== Dataset records ==

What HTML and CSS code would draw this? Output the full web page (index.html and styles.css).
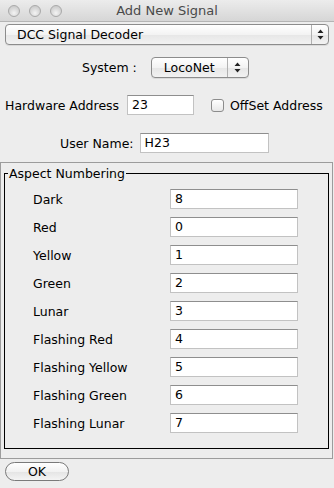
FILE: index.html
```html
<!DOCTYPE html>
<html>
<head>
<meta charset="utf-8">
<link rel="stylesheet" href="styles.css">
</head>
<body>
<div class="window">
  <div class="titlebar">
    <div class="lights">
      <span class="light"></span><span class="light"></span><span class="light"></span>
    </div>
    <div class="title">Add New Signal</div>
  </div>
  <div class="combo combo-wide">
    <span class="combo-text">DCC Signal Decoder</span>
    <span class="combo-arrows"><svg width="7" height="11" viewBox="0 0 7 11"><path d="M3.5 0.5 L6.5 4 L0.5 4 Z M0.5 7 L6.5 7 L3.5 10.5 Z" fill="#222"/></svg></span>
  </div>
  <div class="row row-system">
    <span class="lbl">System :</span>
    <div class="combo combo-small">
      <span class="combo-text">LocoNet</span>
      <span class="combo-arrows"><svg width="7" height="11" viewBox="0 0 7 11"><path d="M3.5 0.5 L6.5 4 L0.5 4 Z M0.5 7 L6.5 7 L3.5 10.5 Z" fill="#222"/></svg></span>
    </div>
  </div>
  <div class="row row-hw">
    <span class="lbl lbl-hw">Hardware Address</span>
    <div class="field field-hw">23</div>
    <span class="check"></span>
    <span class="lbl">OffSet Address</span>
  </div>
  <div class="row row-user">
    <span class="lbl">User Name:</span>
    <div class="field field-user">H23</div>
  </div>
  <div class="panel">
    <fieldset class="aspects">
      <legend>Aspect Numbering</legend>
      <div class="arow"><span class="alabel">Dark</span><div class="field afield">8</div></div>
      <div class="arow"><span class="alabel">Red</span><div class="field afield">0</div></div>
      <div class="arow"><span class="alabel">Yellow</span><div class="field afield">1</div></div>
      <div class="arow"><span class="alabel">Green</span><div class="field afield">2</div></div>
      <div class="arow"><span class="alabel">Lunar</span><div class="field afield">3</div></div>
      <div class="arow"><span class="alabel">Flashing Red</span><div class="field afield">4</div></div>
      <div class="arow"><span class="alabel">Flashing Yellow</span><div class="field afield">5</div></div>
      <div class="arow"><span class="alabel">Flashing Green</span><div class="field afield">6</div></div>
      <div class="arow"><span class="alabel">Flashing Lunar</span><div class="field afield">7</div></div>
    </fieldset>
  </div>
  <div class="buttons">
    <div class="btn">OK</div>
  </div>
</div>
</body>
</html>
```

FILE: styles.css
```css
* { box-sizing: border-box; }
html, body {
  margin: 0;
  padding: 0;
  background: #ededed;
}
body {
  font-family: "DejaVu Sans", "Liberation Sans", sans-serif;
  font-size: 12.5px;
  color: #000;
}
.window {
  width: 334px;
  height: 488px;
  background: #ededed;
  overflow: hidden;
}
.titlebar {
  height: 22px;
  position: relative;
  background: linear-gradient(#ececec, #d6d6d6);
  border-bottom: 1px solid #b4b4b4;
  display: flex;
  align-items: center;
  justify-content: center;
}
.lights {
  position: absolute;
  left: 8px;
  top: 5px;
  display: flex;
  gap: 9px;
}
.light {
  width: 12px;
  height: 12px;
  border-radius: 50%;
  background: radial-gradient(circle at 50% 70%, #f4f4f4, #d4d4d4 60%, #c4c4c4);
  border: 1px solid #a9a9a9;
}
.title {
  font-size: 13px;
  color: #4a4a4a;
}
.combo {
  display: flex;
  align-items: center;
  height: 21px;
  border: 1px solid #8c8c8c;
  border-radius: 4px;
  background: linear-gradient(#ffffff, #f3f3f3 50%, #e6e6e6 51%, #f2f2f2);
  box-shadow: 0 1px 0 rgba(0,0,0,0.08);
}
.combo-wide {
  margin: 2px 5px 0 5px;
  width: 324px;
}
.combo-text {
  flex: 1;
  padding-left: 11px;
}
.combo-arrows {
  width: 17px;
  height: 100%;
  border-left: 1px solid #b0b0b0;
  display: flex;
  align-items: center;
  justify-content: center;
}
.combo-small {
  width: 98px;
}
.combo-small .combo-text {
  padding-left: 12px;
}
.combo-small .combo-arrows {
  width: 21px;
}
.row {
  display: flex;
  align-items: center;
}
.row-system {
  margin-top: 12px;
  padding-left: 82px;
  gap: 14px;
}
.row-hw {
  margin-top: 17px;
  padding-left: 5px;
}
.lbl-hw {
  width: 122px;
}
.field {
  height: 20px;
  background: #fff;
  border: 1px solid #c2c2c2;
  border-top-color: #8e8e8e;
  padding-left: 4px;
  line-height: 18px;
}
.field-hw {
  width: 67px;
}
.check {
  width: 13px;
  height: 13px;
  margin-left: 17px;
  margin-right: 6px;
  border: 1px solid #8c8c8c;
  border-radius: 3px;
  background: linear-gradient(#ffffff, #e8e8e8);
}
.row-user {
  margin-top: 18px;
  padding-left: 60px;
  gap: 6px;
}
.field-user {
  width: 129px;
}
.panel {
  margin: 9px 1px 0 0;
  height: 297px;
  border: 1px solid #9c9c9c;
  padding: 3px 3px 0 3px;
}
.aspects {
  margin: 0;
  border: 1px solid #000;
  padding: 8px 0 0 0;
  height: 283px;
}
.aspects legend {
  padding: 0 1px;
  margin-left: 3px;
}
.arow {
  display: flex;
  align-items: center;
  height: 20px;
  margin-bottom: 8px;
  padding-left: 28px;
}
.alabel {
  width: 137px;
}
.afield {
  width: 128px;
}
.buttons {
  padding: 3px 0 0 5px;
}
.btn {
  width: 64px;
  height: 19px;
  border: 1px solid #7a7a7a;
  border-radius: 10px;
  background: linear-gradient(#ffffff, #f2f2f2 50%, #e4e4e4 51%, #f4f4f4);
  text-align: center;
  line-height: 17px;
}
```
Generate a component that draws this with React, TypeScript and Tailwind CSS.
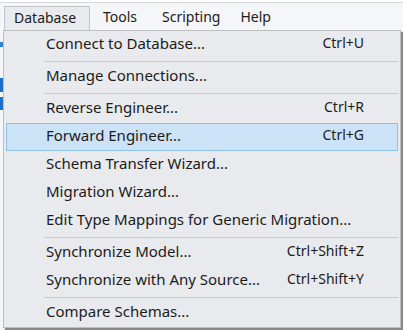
import React from "react";

type Item =
  | { kind: "item"; label: string; shortcut?: string; active?: boolean }
  | { kind: "sep" };

const items: Item[] = [
  { kind: "item", label: "Connect to Database...", shortcut: "Ctrl+U" },
  { kind: "sep" },
  { kind: "item", label: "Manage Connections..." },
  { kind: "sep" },
  { kind: "item", label: "Reverse Engineer...", shortcut: "Ctrl+R" },
  { kind: "item", label: "Forward Engineer...", shortcut: "Ctrl+G", active: true },
  { kind: "item", label: "Schema Transfer Wizard..." },
  { kind: "item", label: "Migration Wizard..." },
  { kind: "item", label: "Edit Type Mappings for Generic Migration..." },
  { kind: "sep" },
  { kind: "item", label: "Synchronize Model...", shortcut: "Ctrl+Shift+Z" },
  { kind: "item", label: "Synchronize with Any Source...", shortcut: "Ctrl+Shift+Y" },
  { kind: "sep" },
  { kind: "item", label: "Compare Schemas..." },
];

const MenuRow: React.FC<{ item: Item }> = ({ item }) => {
  if (item.kind === "sep") {
    return (
      <div className="h-[4px] flex items-center pl-[38px]">
        <div className="h-px w-full bg-[#c9cace]" />
      </div>
    );
  }
  return (
    <div
      className={`h-[28px] flex items-center border pl-[39px] pr-[33px] pb-[4px] ${
        item.active
          ? "bg-[#cce2f6] border-[#8ec0ec]"
          : "border-transparent"
      }`}
    >
      <span className="whitespace-nowrap text-[15px]">{item.label}</span>
      {item.shortcut && (
        <span className="ml-auto whitespace-nowrap">{item.shortcut}</span>
      )}
    </div>
  );
};

export default function App() {
  return (
    <div className="w-[403px] h-[330px] bg-[#f5f6f7] overflow-hidden text-[14px] text-[#1b1b1b] font-['Noto_Sans',sans-serif] leading-none">
      {/* window edge above the menubar */}
      <div className="h-[3px] border-b border-[#d6d7da] bg-white" />

      {/* menubar */}
      <div className="h-[27px] flex items-end pl-[4px]">
        <div className="h-[24px] w-[86px] border border-b-0 border-[#c3c4c8] bg-[#e9eaed] flex items-center pl-[9px] pb-[2px]">
          Database
        </div>
        <div className="h-[24px] flex items-center pl-[13px] pb-[2px]">
          <span>Tools</span>
          <span className="ml-[25px]">Scripting</span>
          <span className="ml-[20px]">Help</span>
        </div>
      </div>

      {/* dropdown */}
      <div className="flex">
        <div className="w-[3px] flex flex-col">
          <div className="h-[12px]" />
          <div className="h-[5px] bg-[#2f7fd3]" />
          <div className="h-[31px]" />
          <div className="h-[14px] bg-[#1e6fc8]" />
          <div className="h-[5px]" />
          <div className="h-[13px] bg-[#1e6fc8]" />
        </div>
        <div className="w-[398px] border border-[#bdbec2] bg-[#e9eaed] px-[2px] shadow-[2px_2px_1px_rgba(0,0,0,0.45)]">
          {items.map((it, i) => (
            <MenuRow key={i} item={it} />
          ))}
        </div>
      </div>
    </div>
  );
}
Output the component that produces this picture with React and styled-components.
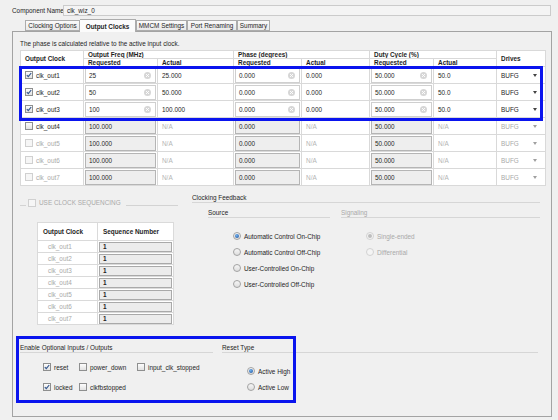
import React from "react";
import styled, { createGlobalStyle } from "styled-components";

const GlobalStyle = createGlobalStyle`
  html, body {
    margin: 0;
    padding: 0;
    background: #f0f0f0;
  }
  body {
    font-family: "Liberation Sans", Arial, sans-serif;
    font-size: 6.4px;
    color: #1e1e1e;
  }
`;

const BLUE = "#0a14ee";
const GRAY_TEXT = "#a9a9a9";

const clocks = [
  { name: "clk_out1", on: true, freq: "25", freqAct: "25.000" },
  { name: "clk_out2", on: true, freq: "50", freqAct: "50.000" },
  { name: "clk_out3", on: true, freq: "100", freqAct: "100.000" },
  { name: "clk_out4", on: false, can: true },
  { name: "clk_out5", on: false },
  { name: "clk_out6", on: false },
  { name: "clk_out7", on: false },
];

const tabs = [
  { label: "Clocking Options", w: 55 },
  { label: "Output Clocks", w: 56, active: true },
  { label: "MMCM Settings", w: 51 },
  { label: "Port Renaming", w: 50 },
  { label: "Summary", w: 33 },
];

// ---------- little widgets

const Box = styled.span`
  display: inline-flex;
  align-items: center;
  justify-content: center;
  flex: none;
  width: 8px;
  height: 8px;
  box-sizing: border-box;
  border: 1px solid ${(p) => (p.$disabled ? "#d0d0d0" : "#8e8f8f")};
  background: ${(p) =>
    p.$disabled ? "#f6f6f6" : "linear-gradient(#fdfdfd, #e2e2e2)"};
`;

const Check = ({ checked, disabled }) => (
  <Box $disabled={disabled}>
    {checked && (
      <svg width="6" height="6" viewBox="0 0 6 6">
        <path d="M0.8 3.1 L2.3 4.7 L5.2 1" fill="none" stroke="#35588f" strokeWidth="1.2" />
      </svg>
    )}
  </Box>
);

const RadioRing = styled.span`
  display: inline-flex;
  align-items: center;
  justify-content: center;
  flex: none;
  width: 8px;
  height: 8px;
  box-sizing: border-box;
  border-radius: 50%;
  border: 1px solid ${(p) => (p.$disabled ? "#d2d2d2" : "#a3a3a3")};
  background: ${(p) => (p.$disabled ? "#f4f4f4" : "linear-gradient(#f6f6f6, #dedede)")};
`;

const RadioDot = styled.span`
  width: 4px;
  height: 4px;
  border-radius: 50%;
  background: ${(p) => (p.$disabled ? "#bdbdbd" : "radial-gradient(circle at 40% 35%, #6fb0ec, #1a4f9c)")};
`;

const Radio = ({ checked, disabled }) => (
  <RadioRing $disabled={disabled}>{checked && <RadioDot $disabled={disabled} />}</RadioRing>
);

const ClearIcon = () => (
  <svg width="7" height="7" viewBox="0 0 7 7">
    <circle cx="3.5" cy="3.5" r="3.5" fill="#d6d6d6" />
    <path d="M2 2 L5 5 M5 2 L2 5" stroke="#fff" strokeWidth="0.9" />
  </svg>
);

const Arrow = ({ dim }) => (
  <svg width="4" height="3" viewBox="0 0 4 3">
    <path d="M0 0 H4 L2 3 Z" fill={dim ? "#a0a0a0" : "#444"} />
  </svg>
);

// ---------- top

const Page = styled.div`
  width: 558px;
  height: 420px;
  box-sizing: border-box;
  padding-top: 4px;
  overflow: hidden;
`;

const NameRow = styled.div`
  display: flex;
  align-items: center;
  height: 13px;
  padding: 0 7px 0 12px;
`;

const NameLabel = styled.span`
  width: 51px;
  flex: none;
  white-space: nowrap;
`;

const NameInput = styled.div`
  flex: 1;
  height: 11px;
  box-sizing: border-box;
  display: flex;
  align-items: center;
  padding-left: 3px;
  border: 1px solid #cbcbcb;
  background: #f4f4f4;
`;

const TabBar = styled.div`
  display: flex;
  align-items: flex-end;
  height: 12px;
  margin-top: 2px;
  padding-left: 25px;
  position: relative;
  z-index: 1;
`;

const Tab = styled.div`
  width: ${(p) => p.$w}px;
  height: ${(p) => (p.$active ? 13 : 11)}px;
  margin-bottom: ${(p) => (p.$active ? -1 : 0)}px;
  box-sizing: border-box;
  display: flex;
  align-items: center;
  justify-content: center;
  white-space: nowrap;
  border: 1px solid #acacac;
  border-bottom: ${(p) => (p.$active ? "none" : "1px solid #acacac")};
  border-left: ${(p) => (p.$first ? "none" : "1px solid #acacac")};
  background: ${(p) => (p.$active ? "#fbfbfb" : "linear-gradient(#fafafa, #e9e9e9)")};
  font-weight: ${(p) => (p.$active ? "bold" : "normal")};
`;

const Panel = styled.div`
  margin-left: 12px;
  width: 540px;
  height: 386px;
  box-sizing: border-box;
  border: 1px solid #a3a3a3;
  padding: 7px 0 0 7px;
`;

const Note = styled.div`
  height: 9px;
  line-height: 9px;
`;

// ---------- output clocks table

const TableWrap = styled.div`
  position: relative;
  width: 525px;
  margin-top: 2px;
`;

const Grid = styled.table`
  width: 525px;
  border-collapse: collapse;
  table-layout: fixed;
  background: #fff;
`;

const HeadCell = styled.th`
  height: 7px;
  line-height: 7px;
  padding: 0 0 0 4px;
  border: 1px solid #d9d9d9;
  text-align: left;
  font-weight: bold;
  white-space: nowrap;
  overflow: hidden;
`;

const Cell = styled.td`
  height: 16px;
  padding: 0;
  border: 1px solid #d9d9d9;
  white-space: nowrap;
`;

const ClockName = styled.div`
  display: flex;
  align-items: center;
  gap: 3px;
  padding-left: 4px;
  color: ${(p) => (p.$dim ? GRAY_TEXT : "inherit")};
`;

const EditBox = styled.div`
  height: 15px;
  margin: 0 1px;
  box-sizing: border-box;
  display: flex;
  align-items: center;
  justify-content: space-between;
  padding: 0 4px 0 3px;
  border: 1px solid ${(p) => (p.$locked ? "#b5b5b5" : "#cfcfcf")};
  background: ${(p) => (p.$locked ? "#eeeeee" : "#fff")};
`;

const Value = styled.div`
  padding-left: 4px;
  color: ${(p) => (p.$dim ? "#b4b4b4" : "inherit")};
`;

const DriveBox = styled.div`
  display: flex;
  align-items: center;
  justify-content: space-between;
  padding: 0 8px 0 4px;
  color: ${(p) => (p.$dim ? GRAY_TEXT : "inherit")};
`;

const Highlight = styled.div`
  position: absolute;
  left: ${(p) => p.$x}px;
  top: ${(p) => p.$y}px;
  width: ${(p) => p.$w}px;
  height: ${(p) => p.$h}px;
  box-sizing: border-box;
  border: 3px solid ${BLUE};
  pointer-events: none;
`;

const Requested = ({ value, on }) => (
  <EditBox $locked={!on}>
    <span>{value}</span>
    {on && <ClearIcon />}
  </EditBox>
);

// ---------- sequencing + feedback

const Middle = styled.div`
  display: flex;
  gap: 12px;
  margin-top: 8px;
`;

const SeqColumn = styled.div`
  width: 160px;
`;

const Legend = styled.div`
  display: flex;
  align-items: center;
  height: 9px;
  margin-top: 4px;
  color: ${GRAY_TEXT};
  white-space: nowrap;
`;

const LegendLine = styled.span`
  align-self: flex-end;
  height: 1px;
  width: ${(p) => (p.$w ? `${p.$w}px` : "auto")};
  flex: ${(p) => (p.$w ? "none" : 1)};
  margin: 0 2px 1px ${(p) => (p.$w ? 0 : 5)}px;
  background: #d3d3d3;
`;

const LegendText = styled.span`
  margin-left: 3px;
`;

const SeqTable = styled.table`
  width: 136px;
  margin: 15px 0 0 17px;
  border-collapse: collapse;
  table-layout: fixed;
  background: #fff;
`;

const SeqHead = styled.th`
  height: 17px;
  padding: 0 0 0 5px;
  border: 1px solid #dadada;
  text-align: left;
  font-weight: bold;
  white-space: nowrap;
`;

const SeqCell = styled.td`
  height: 11px;
  padding: 0;
  border: 1px solid #dadada;
  color: ${GRAY_TEXT};
`;

const SeqName = styled.div`
  padding-left: 10px;
`;

const SeqBox = styled.div`
  height: 10px;
  margin: 0 1px;
  box-sizing: border-box;
  display: flex;
  align-items: center;
  padding-left: 3px;
  border: 1px solid #a9a9a9;
  background: #ececec;
  color: #222;
  font-weight: bold;
`;

const FeedbackColumn = styled.div`
  width: 348px;
`;

const Title = styled.div`
  height: 8px;
  line-height: 8px;
  border-bottom: 1px solid #d6d6d6;
  color: ${(p) => (p.$dim ? GRAY_TEXT : "inherit")};
  white-space: nowrap;
`;

const SubGroups = styled.div`
  display: flex;
  gap: 11px;
  margin: 6px 0 0 16px;
`;

const Group = styled.div`
  width: ${(p) => (p.$w ? `${p.$w}px` : "auto")};
  flex: ${(p) => (p.$w ? "none" : 1)};
`;

const RadioList = styled.div`
  display: flex;
  flex-direction: column;
  margin-top: ${(p) => p.$top}px;
  padding-left: 25px;
`;

const Option = styled.label`
  display: flex;
  align-items: center;
  gap: 3px;
  height: ${(p) => p.$h}px;
  white-space: nowrap;
  color: ${(p) => (p.$dim ? GRAY_TEXT : "inherit")};
`;

// ---------- optional inputs / reset type

const Bottom = styled.div`
  position: relative;
  display: flex;
  gap: 9px;
  width: 518px;
  margin-top: 19px;
`;

const PortGrid = styled.div`
  display: grid;
  grid-template-columns: 36px 58px auto;
  grid-auto-rows: 20px;
  margin-top: 4px;
  padding-left: 23px;
`;

export default function App() {
  return (
    <>
      <GlobalStyle />
      <Page>
        <NameRow>
          <NameLabel>Component Name</NameLabel>
          <NameInput>clk_wiz_0</NameInput>
        </NameRow>

        <TabBar>
          {tabs.map((t, i) => (
            <Tab key={t.label} $w={t.w} $active={t.active} $first={i === 1}>
              {t.label}
            </Tab>
          ))}
        </TabBar>

        <Panel>
          <Note>The phase is calculated relative to the active input clock.</Note>

          <TableWrap>
            <Grid>
              <colgroup>
                <col style={{ width: 63 }} />
                <col style={{ width: 74 }} />
                <col style={{ width: 76 }} />
                <col style={{ width: 68 }} />
                <col style={{ width: 68 }} />
                <col style={{ width: 64 }} />
                <col style={{ width: 63 }} />
                <col style={{ width: 49 }} />
              </colgroup>
              <thead>
                <tr>
                  <HeadCell rowSpan={2}>Output Clock</HeadCell>
                  <HeadCell colSpan={2}>Output Freq (MHz)</HeadCell>
                  <HeadCell colSpan={2}>Phase (degrees)</HeadCell>
                  <HeadCell colSpan={2}>Duty Cycle (%)</HeadCell>
                  <HeadCell rowSpan={2}>Drives</HeadCell>
                </tr>
                <tr>
                  <HeadCell>Requested</HeadCell>
                  <HeadCell>Actual</HeadCell>
                  <HeadCell>Requested</HeadCell>
                  <HeadCell>Actual</HeadCell>
                  <HeadCell>Requested</HeadCell>
                  <HeadCell>Actual</HeadCell>
                </tr>
              </thead>
              <tbody>
                {clocks.map((c) => (
                  <tr key={c.name}>
                    <Cell>
                      <ClockName $dim={!c.on && !c.can}>
                        <Check checked={c.on} disabled={!c.on && !c.can} />
                        {c.name}
                      </ClockName>
                    </Cell>
                    <Cell>
                      <Requested on={c.on} value={c.on ? c.freq : "100.000"} />
                    </Cell>
                    <Cell>
                      <Value $dim={!c.on}>{c.on ? c.freqAct : "N/A"}</Value>
                    </Cell>
                    <Cell>
                      <Requested on={c.on} value="0.000" />
                    </Cell>
                    <Cell>
                      <Value $dim={!c.on}>{c.on ? "0.000" : "N/A"}</Value>
                    </Cell>
                    <Cell>
                      <Requested on={c.on} value="50.000" />
                    </Cell>
                    <Cell>
                      <Value $dim={!c.on}>{c.on ? "50.0" : "N/A"}</Value>
                    </Cell>
                    <Cell>
                      <DriveBox $dim={!c.on}>
                        BUFG
                        <Arrow dim={!c.on} />
                      </DriveBox>
                    </Cell>
                  </tr>
                ))}
              </tbody>
            </Grid>
            <Highlight $x={-1} $y={16} $w={524} $h={55} />
          </TableWrap>

          <Middle>
            <SeqColumn>
              <Legend>
                <LegendLine $w={6} />
                <Check disabled />
                <LegendText>USE CLOCK SEQUENCING</LegendText>
                <LegendLine />
              </Legend>
              <SeqTable>
                <colgroup>
                  <col style={{ width: 60 }} />
                  <col style={{ width: 76 }} />
                </colgroup>
                <thead>
                  <tr>
                    <SeqHead>Output Clock</SeqHead>
                    <SeqHead>Sequence Number</SeqHead>
                  </tr>
                </thead>
                <tbody>
                  {clocks.map((c) => (
                    <tr key={c.name}>
                      <SeqCell>
                        <SeqName>{c.name}</SeqName>
                      </SeqCell>
                      <SeqCell>
                        <SeqBox>1</SeqBox>
                      </SeqCell>
                    </tr>
                  ))}
                </tbody>
              </SeqTable>
            </SeqColumn>

            <FeedbackColumn>
              <Title>Clocking Feedback</Title>
              <SubGroups>
                <Group $w={122}>
                  <Title>Source</Title>
                  <RadioList $top={10}>
                    <Option $h={16}>
                      <Radio checked />
                      Automatic Control On-Chip
                    </Option>
                    <Option $h={16}>
                      <Radio />
                      Automatic Control Off-Chip
                    </Option>
                    <Option $h={16}>
                      <Radio />
                      User-Controlled On-Chip
                    </Option>
                    <Option $h={16}>
                      <Radio />
                      User-Controlled Off-Chip
                    </Option>
                  </RadioList>
                </Group>
                <Group>
                  <Title $dim>Signaling</Title>
                  <RadioList $top={10}>
                    <Option $h={16} $dim>
                      <Radio checked disabled />
                      Single-ended
                    </Option>
                    <Option $h={16} $dim>
                      <Radio disabled />
                      Differential
                    </Option>
                  </RadioList>
                </Group>
              </SubGroups>
            </FeedbackColumn>
          </Middle>

          <Bottom>
            <Group $w={193}>
              <Title>Enable Optional Inputs / Outputs</Title>
              <PortGrid>
                <Option $h={20}>
                  <Check checked />
                  reset
                </Option>
                <Option $h={20}>
                  <Check />
                  power_down
                </Option>
                <Option $h={20}>
                  <Check />
                  input_clk_stopped
                </Option>
                <Option $h={20}>
                  <Check checked />
                  locked
                </Option>
                <Option $h={20}>
                  <Check />
                  clkfbstopped
                </Option>
              </PortGrid>
            </Group>
            <Group>
              <Title>Reset Type</Title>
              <RadioList $top={10}>
                <Option $h={16}>
                  <Radio checked />
                  Active High
                </Option>
                <Option $h={16}>
                  <Radio />
                  Active Low
                </Option>
              </RadioList>
            </Group>
            <Highlight $x={-4} $y={-8} $w={280} $h={67} />
          </Bottom>
        </Panel>
      </Page>
    </>
  );
}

===

Filter the listing above by the word "full"; copy each line that passes.

Solved problem |
What HTML and CSS code would draw this? Output the full web page (index.html and styles.css).
        <div className="h-px w-full bg-[#c9cace]" />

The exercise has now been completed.